_Challenge_
Show all lines holding "image".

_Supplied data_
/---

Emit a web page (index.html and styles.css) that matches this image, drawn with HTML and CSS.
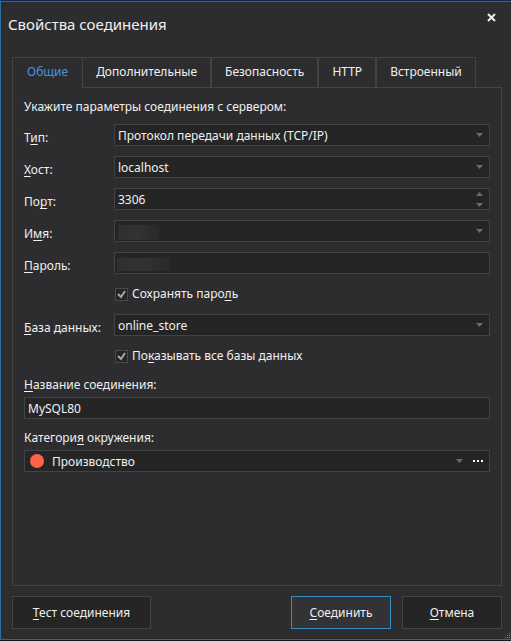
FILE: index.html
```html
<!DOCTYPE html>
<html lang="ru">
<head>
<meta charset="utf-8">
<meta name="viewport" content="width=device-width, initial-scale=1">
<title>Свойства соединения</title>
<link rel="stylesheet" href="styles.css">
</head>
<body>
<form class="dialog">
  <header class="titlebar">
    <h1 class="title">Свойства соединения</h1>
    <button class="close" type="button" aria-label="Закрыть">
      <svg width="9" height="9" viewBox="0 0 9 9" aria-hidden="true"><path d="M1 1l7 7M8 1L1 8" stroke="#f0f0f0" stroke-width="2" fill="none"/></svg>
    </button>
  </header>

  <div class="tabs" role="tablist">
    <button class="tab tab-active" type="button" role="tab" aria-selected="true">Общие</button>
    <button class="tab" type="button" role="tab">Дополнительные</button>
    <button class="tab" type="button" role="tab">Безопасность</button>
    <button class="tab" type="button" role="tab">HTTP</button>
    <button class="tab" type="button" role="tab">Встроенный</button>
  </div>

  <main class="panel" role="tabpanel">
    <p class="intro">Укажите параметры соединения с сервером:</p>

    <div class="fields">
      <label class="label" for="type">Т<u>и</u>п:</label>
      <div class="field">
        <select class="control" id="type"><option>Протокол передачи данных (TCP/IP)</option></select>
        <svg class="arrow" width="7" height="4" viewBox="0 0 7 4" aria-hidden="true"><path d="M0 0h7L3.5 4z"/></svg>
      </div>

      <label class="label" for="host"><u>Х</u>ост:</label>
      <div class="field">
        <select class="control" id="host"><option>localhost</option></select>
        <svg class="arrow" width="7" height="4" viewBox="0 0 7 4" aria-hidden="true"><path d="M0 0h7L3.5 4z"/></svg>
      </div>

      <label class="label" for="port">По<u>р</u>т:</label>
      <div class="field">
        <input class="control" id="port" type="text" inputmode="numeric" value="3306">
        <svg class="arrow" width="7" height="15" viewBox="0 0 7 15" aria-hidden="true"><path d="M0 4h7L3.5 0zM0 11h7L3.5 15z"/></svg>
      </div>

      <label class="label" for="user">И<u>м</u>я:</label>
      <div class="field">
        <select class="control" id="user"><option></option></select>
        <span class="mask mask-user"></span>
        <svg class="arrow" width="7" height="4" viewBox="0 0 7 4" aria-hidden="true"><path d="M0 0h7L3.5 4z"/></svg>
      </div>

      <label class="label" for="password"><u>П</u>ароль:</label>
      <div class="field">
        <input class="control" id="password" type="password">
        <span class="mask mask-password"></span>
      </div>

      <label class="check">
        <input class="box" type="checkbox" checked>
        <span>Сохранять паро<u>л</u>ь</span>
      </label>

      <label class="label" for="database"><u>Б</u>аза данных:</label>
      <div class="field">
        <select class="control" id="database"><option>online_store</option></select>
        <svg class="arrow" width="7" height="4" viewBox="0 0 7 4" aria-hidden="true"><path d="M0 0h7L3.5 4z"/></svg>
      </div>

      <label class="check">
        <input class="box" type="checkbox" checked>
        <span>По<u>к</u>азывать все базы данных</span>
      </label>
    </div>

    <div class="group">
      <label class="caption" for="name"><u>Н</u>азвание соединения:</label>
      <div class="field">
        <input class="control" id="name" type="text" value="MySQL80">
      </div>
    </div>

    <div class="group">
      <label class="caption" for="category">Категори<u>я</u> окружения:</label>
      <div class="field category">
        <span class="dot"></span>
        <select class="control" id="category"><option>Производство</option></select>
        <svg class="arrow" width="7" height="4" viewBox="0 0 7 4" aria-hidden="true"><path d="M0 0h7L3.5 4z"/></svg>
        <button class="more" type="button" aria-label="Ещё">
          <svg width="10" height="2" viewBox="0 0 10 2" aria-hidden="true"><path d="M0 0h2v2H0zM4 0h2v2H4zM8 0h2v2H8z" fill="#fff"/></svg>
        </button>
      </div>
    </div>
  </main>

  <footer class="actions">
    <button class="button button-test" type="button"><u>Т</u>ест соединения</button>
    <button class="button button-primary" type="submit"><u>С</u>оединить</button>
    <button class="button" type="button"><u>О</u>тмена</button>
  </footer>

  <svg class="grip" width="6" height="6" viewBox="0 0 6 6" aria-hidden="true"><path d="M4 0h1v1H4zM2 2h1v1H2zM4 2h1v1H4zM0 4h1v1H0zM2 4h1v1H2zM4 4h1v1H4z" fill="#8a8a8a"/></svg>
</form>
</body>
</html>
```
FILE: styles.css
```css
* {
  box-sizing: border-box;
}

body {
  margin: 0;
  background: #0b1a26;
  color: #f0f0f0;
  font: 12px/16px "Noto Sans", sans-serif;
}

button,
input,
select {
  font: inherit;
  color: inherit;
}

u {
  text-underline-offset: 2px;
  text-decoration-skip-ink: none;
}

.dialog {
  position: relative;
  display: flex;
  flex-direction: column;
  min-height: calc(100vh - 1px);
  padding: 0 9px 10px 11px;
  background: #2d2d2f;
  border-left: 1px solid #27719f;
  border-bottom: 1px solid #2a6a96;
  border-top: 1px solid #0a2a55;
  box-shadow: inset 0 1px #2f6690;
}

.titlebar {
  display: flex;
  justify-content: space-between;
  align-items: flex-start;
  height: 56px;
  padding: 12px 6px 0 0;
  margin-left: -4px;
}

.title {
  margin: 0;
  font-size: 15px;
  line-height: 22px;
  font-weight: normal;
}

.close {
  display: flex;
  padding: 0;
  border: 0;
  background: none;
}

.tabs {
  display: flex;
  margin-bottom: -1px;
}

.tab {
  position: relative;
  height: 31px;
  padding: 0 13px 2px;
  border: 1px solid #434346;
  background: #2d2d2f;
}

.tab-active {
  padding: 0 14px 2px;
  border-right: 0;
  border-bottom-color: #2d2d2f;
  color: #4296e0;
}

.panel {
  flex: 1;
  padding: 11px 11px 0;
  border: 1px solid #434346;
}

.intro {
  margin: 0 0 9px;
}

.fields {
  display: grid;
  grid-template-columns: 90px 1fr;
  row-gap: 10px;
  align-items: center;
}

.label {
  padding-top: 6px;
}

.field {
  position: relative;
  display: flex;
  align-items: center;
  height: 22px;
  background: #252525;
  border: 1px solid #434346;
}

.control {
  flex: 1;
  min-width: 0;
  height: 20px;
  padding: 0 3px;
  border: 0;
  outline: 0;
  background: transparent;
  appearance: none;
}

select.control {
  padding-top: 2px;
}

.arrow {
  position: absolute;
  right: 6px;
  fill: #6c6c6c;
  pointer-events: none;
}

.mask {
  position: absolute;
  background: linear-gradient(90deg, #2f2f2f, #323232 50%, #292929);
}

.mask-user {
  top: 4px;
  left: 3px;
  width: 41px;
  height: 15px;
}

.mask-password {
  top: 5px;
  left: 2px;
  width: 53px;
  height: 13px;
}

.check {
  grid-column: 2;
  display: flex;
  align-items: center;
  gap: 4px;
  height: 20px;
  padding-left: 1px;
}

.box {
  width: 13px;
  height: 13px;
  margin: 0;
  appearance: none;
  border: 1px solid #4a4a4c;
  background: #252525;
}

.box:checked {
  background: #252525 url('data:image/svg+xml,<svg xmlns="http://www.w3.org/2000/svg" viewBox="0 0 11 11"><path d="M2 5l3 3 4-6" fill="none" stroke="%23a8a8a8" stroke-width="2"/></svg>');
}

.group {
  display: flex;
  flex-direction: column;
  gap: 4px;
  margin-top: 11px;
}

.category {
  padding-left: 5px;
}

.category .arrow {
  right: 26px;
}

.dot {
  width: 14px;
  height: 14px;
  margin-right: 5px;
  border-radius: 50%;
  background: #ff6347;
}

.more {
  display: flex;
  align-items: center;
  height: 20px;
  padding: 0 6px;
  border: 0;
  background: none;
}

.actions {
  display: flex;
  gap: 11px;
  padding-top: 10px;
}

.button {
  width: 100px;
  height: 33px;
  padding: 0;
  border: 1px solid #434346;
  background: #252525;
}

.button-test {
  width: 139px;
  margin-right: auto;
}

.button-primary {
  background: #333335;
  border-color: #3a8cc4;
}

.grip {
  position: absolute;
  right: 0;
  bottom: 0;
}
```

\---

_Full response_
Emit a web page (index.html and styles.css) that matches this image, drawn with HTML and CSS.
  background: #252525 url('data:image/svg+xml,<svg xmlns="http://www.w3.org/2000/svg" viewBox="0 0 11 11"><path d="M2 5l3 3 4-6" fill="none" stroke="%23a8a8a8" stroke-width="2"/></svg>');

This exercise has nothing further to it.